Step 5: Escalate the persistent few personally
Automation handles the many; you handle the few. After the automated reminders, a small number of persistent non-payers will remain — the ones who ignore every nudge. These get a brief, personal, friendly message from you directly, which carries more weight precisely because it’s personal and rare. Because the system did all the routine chasing, your personal intervention is reserved for the genuine stragglers and lands harder for it. You’ve gone from nagging everyone constantly to nudging the stubborn handful once — a far better use of the relationship capital.
The bottom line
The most miserable part of the best man’s money job — chasing payments — is also the most automatable. Set clear deadlines so reminders have a job, use a tool that tracks who’s outstanding so nudges target only the right people, automate the routine reminders so you’re not personally nagging your mates, keep the tone light and specific, and reserve your personal intervention for the persistent few. Let a tool like Stag Report do the chasing, and you get the money in on time — protecting yourself from fronting uncollected balances — without ever becoming the group nag.

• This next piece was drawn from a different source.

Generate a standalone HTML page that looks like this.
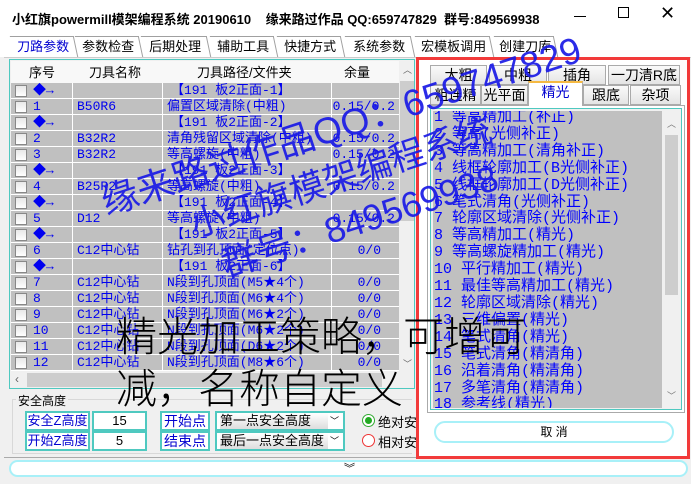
<!DOCTYPE html>
<html><head><meta charset="utf-8"><style>
*{margin:0;padding:0;box-sizing:border-box}
body{width:691px;height:484px;overflow:hidden;background:#f0f0f0;font-family:"Liberation Sans","Noto Sans CJK SC",sans-serif;font-size:12px;position:relative}
.a{position:absolute}
.title{left:0;top:0;width:691px;height:57px;background:#fff}
.tab{position:absolute;top:36px;height:21px;font-size:13px;text-align:center;line-height:20px;color:#000;border-top:1px solid #a0a0a0;border-right:1px solid #a0a0a0;transform:skewX(12deg)}
.tab span{display:inline-block;transform:skewX(-12deg)}
.grid{left:9px;top:59px;width:406px;height:330px;border:1px solid #4fc9c0;background:#f0f0f0}
.row{position:absolute;left:2px;width:388px;height:16px;background:#c0c0c0;border-bottom:1px solid #fff;color:#0000f0;font-family:"Liberation Mono","Noto Sans CJK SC",monospace;font-size:13px;line-height:15px}
.row span{position:absolute;top:0}
.cb{position:absolute;left:4px;top:2px;width:12px;height:12px;border:1px solid #888;background:linear-gradient(#e8e8e8,#fff)}
.vl{position:absolute;top:0;width:1px;height:16px;background:#fff}
.box{position:absolute;border:2px solid #4fc9c0;background:#fff;text-align:center;font-size:13px;line-height:16px;color:#0000d0;white-space:nowrap;overflow:hidden}
.rt{position:absolute;height:20px;border:1px solid #aaa;background:linear-gradient(#fafafa,#e4e4e4);text-align:center;font-size:14px;line-height:19px}
.wm{position:absolute;color:#1a1ae6;white-space:nowrap;transform:rotate(-18deg);transform-origin:0 100%;font-family:"Liberation Sans","Noto Sans CJK SC",sans-serif;opacity:.92}
</style></head><body>
<div class="a title"></div>
<div class="a" style="left:12px;top:9px;font-size:13px;font-weight:bold">小红旗powermill模架编程系统 20190610&nbsp;&nbsp;&nbsp; 缘来路过作品 QQ:659747829&nbsp; 群号:849569938</div>
<div class="a" style="left:574px;top:16px;width:12px;height:1px;background:#000"></div>
<div class="a" style="left:618px;top:7px;width:11px;height:11px;border:1px solid #000"></div>
<div class="a" style="left:660px;top:3px;font-size:18px">✕</div>

<div class="tab" style="left:12px;width:64px;color:#0000d0;background:#fff"><span>刀路参数</span></div>
<div class="tab" style="left:77px;width:64px"><span>参数检查</span></div>
<div class="tab" style="left:143px;width:66px"><span>后期处理</span></div>
<div class="tab" style="left:212px;width:64px"><span>辅助工具</span></div>
<div class="tab" style="left:279px;width:64px"><span>快捷方式</span></div>
<div class="tab" style="left:347px;width:66px"><span>系统参数</span></div>
<div class="tab" style="left:417px;width:75px"><span>宏模板调用</span></div>
<div class="tab" style="left:496px;width:60px"><span>创建刀库</span></div>
<div class="a" style="left:4px;top:57px;width:687px;height:1px;background:#ccc"></div>

<div class="a grid">
<div class="a" style="left:1px;top:1px;width:388px;height:23px;background:#f8f8f8;font-size:13px;line-height:23px">
<span class="a" style="left:18px">序号</span><span class="a" style="left:78px">刀具名称</span><span class="a" style="left:186px">刀具路径/文件夹</span><span class="a" style="left:333px">余量 <span style="font-family:'Liberation Mono';font-size:11px">XY/Z</span></span></div>
<div class="a" style="left:390px;top:1px;width:14px;height:311px;background:#f0f0f0"><div style="position:absolute;top:20px;width:14px;height:140px;background:#cdcdcd"></div><span style="position:absolute;top:2px;left:3px;font-size:9px;color:#666">︿</span><span style="position:absolute;bottom:2px;left:3px;font-size:9px;color:#666">﹀</span></div>
<div class="a" style="left:1px;top:312px;width:389px;height:16px;background:#f0f0f0"><div style="position:absolute;left:16px;top:1px;width:355px;height:14px;background:#cdcdcd"></div><span style="position:absolute;left:4px;top:0;color:#666">‹</span></div>
</div>
<div id="rows"></div>
<div class="a" style="left:12px;top:399px;width:400px;height:55px;border:1px solid #d8d8d8;border-right:none"></div>
<div class="a" style="left:16px;top:392px;font-size:12px;background:#f0f0f0;padding:0 2px">安全高度</div>
<div class="box" style="left:25px;top:411px;width:65px;height:20px">安全Z高度</div>
<div class="box" style="left:92px;top:411px;width:55px;height:20px;color:#000">15</div>
<div class="box" style="left:25px;top:431px;width:65px;height:20px">开始Z高度</div>
<div class="box" style="left:92px;top:431px;width:55px;height:20px;color:#000">5</div>
<div class="box" style="left:160px;top:411px;width:50px;height:20px;font-size:14px">开始点</div>
<div class="box" style="left:160px;top:431px;width:50px;height:20px;font-size:14px">结束点</div>
<div class="box" style="left:215px;top:411px;width:130px;height:20px;color:#000;text-align:left;padding-left:3px"><span style="background:linear-gradient(#fff,#ddd);display:inline-block;width:108px">第一点安全高度</span><span style="position:absolute;right:4px;font-size:9px">﹀</span></div>
<div class="box" style="left:215px;top:431px;width:130px;height:20px;color:#000;text-align:left;padding-left:3px"><span style="background:linear-gradient(#fff,#ddd);display:inline-block;width:108px">最后一点安全高度</span><span style="position:absolute;right:4px;font-size:9px">﹀</span></div>
<div class="a" style="left:362px;top:414px;width:13px;height:13px;border:1px solid #3a3;border-radius:50%;background:#fff"><div style="margin:2px;width:7px;height:7px;border-radius:50%;background:#2a2"></div></div>
<div class="a" style="left:378px;top:412px;font-size:13px">绝对安</div>
<div class="a" style="left:362px;top:434px;width:13px;height:13px;border:1px solid #e33;border-radius:50%;background:#fff"></div>
<div class="a" style="left:378px;top:432px;font-size:13px">相对安</div>
<div class="a" style="left:4px;top:457px;width:685px;height:1px;background:#aaa"></div>
<div class="a" style="left:9px;top:460px;width:679px;height:17px;border:2px solid #a8f0f8;border-radius:9px;background:#fff"></div>
<div class="a" style="left:344px;top:460px;font-size:11px">︾</div>

<div class="a" style="left:416px;top:57px;width:274px;height:402px;border:3px solid #f23a3a;background:#fff"></div>
<div class="a" style="left:427px;top:105px;width:258px;height:308px;border:1px solid #aaa;background:#fff"></div>
<div class="rt" style="left:430px;top:65px;width:57px">大粗</div>
<div class="rt" style="left:489px;top:65px;width:58px">中粗</div>
<div class="rt" style="left:548px;top:65px;width:58px">插角</div>
<div class="rt" style="left:608px;top:65px;width:72px">一刀清R底</div>
<div class="rt" style="left:430px;top:85px;width:51px">粗连精</div>
<div class="rt" style="left:481px;top:85px;width:47px">光平面</div>
<div class="rt" style="left:528px;top:81px;width:55px;height:25px;background:#fff;border-top:2px solid #f5b942;border-bottom:none;color:#0000d0">精光</div>
<div class="rt" style="left:583px;top:85px;width:46px">跟底</div>
<div class="rt" style="left:630px;top:85px;width:51px">杂项</div>
<div class="a" style="left:430px;top:108px;width:252px;height:302px;border:1px solid #4fc9c0;background:#f0f0f0"></div>
<div class="a" style="left:433px;top:111px;width:229px;height:297px;background:#c0c0c0"></div>
<div class="a" style="left:664px;top:111px;width:15px;height:297px;background:#f0f0f0"><span style="position:absolute;left:3px;top:6px;font-size:9px;color:#777">︿</span><span style="position:absolute;left:3px;bottom:6px;font-size:9px;color:#777">﹀</span><div style="position:absolute;left:1px;top:24px;width:13px;height:160px;background:#cdcdcd"></div></div>
<div class="a" style="left:433px;top:111px;width:229px;height:297px;overflow:hidden">
<div style="position:relative;left:1px;top:-1px;color:#0000ff;font-size:15px;line-height:16.9px;font-family:'Liberation Mono','Noto Sans CJK SC',monospace;white-space:nowrap">
1 等高精加工(补正)<br>2 等高(光侧补正)<br>3 等高精加工(清角补正)<br>4 线框轮廓加工(B光侧补正)<br>5 线框轮廓加工(D光侧补正)<br>6 笔式清角(光侧补正)<br>7 轮廓区域清除(光侧补正)<br>8 等高精加工(精光)<br>9 等高螺旋精加工(精光)<br>10 平行精加工(精光)<br>11 最佳等高精加工(精光)<br>12 轮廓区域清除(精光)<br>13 三维偏置(精光)<br>14 笔式清角(精光)<br>15 笔式清角(精清角)<br>16 沿着清角(精清角)<br>17 多笔清角(精清角)<br>18 参考线(精光)</div></div>
<div class="a" style="left:434px;top:421px;width:240px;height:22px;border:2px solid #a8f0f8;border-radius:11px;background:#fff;text-align:center;line-height:18px;font-size:12px">取 消</div>

<div class="wm" style="left:110px;top:172px;font-size:37px">缘来路过作品QQ：659747829</div>
<div class="wm" style="left:198px;top:197px;font-size:35px">小红旗模架编程系统</div>
<div class="wm" style="left:230px;top:236px;font-size:36px">群号：849569938</div>
<div class="a" style="left:116px;top:307px;font-size:41px;line-height:52px;color:#000;white-space:nowrap;font-family:'Noto Sans CJK SC',sans-serif;font-weight:300">精光加工策略，可增可<br>减，名称自定义</div>

<script>
var d=[["◆→","","【191 板2正面-1】",""],["1","B50R6","偏置区域清除(中粗)","0.15/0.2"],["◆→","","【191 板2正面-2】",""],["2","B32R2","清角残留区域清除(中粗)","0.15/0.2"],["3","B32R2","等高螺旋(中粗)","0.15/0.2"],["◆→","","【191 板2正面-3】",""],["4","B25R2","等高螺旋(中粗)","0.15/0.2"],["◆→","","【191 板2正面-4】",""],["5","D12","等高螺旋(中粗)","0.15/0.2"],["◆→","","【191 板2正面-5】",""],["6","C12中心钻","钻孔到孔顶面(定位点)","0/0"],["◆→","","【191 板2正面-6】",""],["7","C12中心钻","N段到孔顶面(M5★4个)","0/0"],["8","C12中心钻","N段到孔顶面(M6★4个)","0/0"],["9","C12中心钻","N段到孔顶面(M6★2个)","0/0"],["10","C12中心钻","N段到孔顶面(M6★2个)","0/0"],["11","C12中心钻","N段到孔顶面(D6★2个)","0/0"],["12","C12中心钻","N段到孔顶面(M8★6个)","0/0"]];
var h="";d.forEach(function(r,i){var g=r[0]=="◆→";h+='<div class="row" style="left:11px;top:'+(83+i*16)+'px"><div class="cb"></div><span style="left:22px;'+(g?'font-size:13px':'')+'">'+r[0]+'</span><div class="vl" style="left:61px"></div><span style="left:66px">'+r[1]+'</span><div class="vl" style="left:151px"></div><span style="left:'+(g?160:156)+'px">'+r[2]+'</span><div class="vl" style="left:320px"></div><span style="right:4px;'+(r[3]=="0/0"?'right:18px':'')+'">'+r[3]+'</span></div>'});
document.getElementById("rows").innerHTML=h;
</script>
</body></html>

The reminders happen; you just stop being the one who has to send them.
Frequently asked questions
How do you remind people to pay for a stag do without nagging?
Set clear deadlines up front so there's a defined thing to remind about, then let a tool track who's outstanding and send the routine reminders automatically — so you're not personally messaging the same people every week. Keep the reminders light and specific (amount, deadline, how to pay), and only step in personally for the persistent few.
Can you automate payment reminders for a group trip?
Yes. A tool that tracks who has and hasn't paid can send reminders only to the outstanding people, on a schedule tied to your deadlines, so the chasing happens without you doing it manually or feeling like the group nag. It takes the most awkward, repetitive part of collecting money off the best man's plate.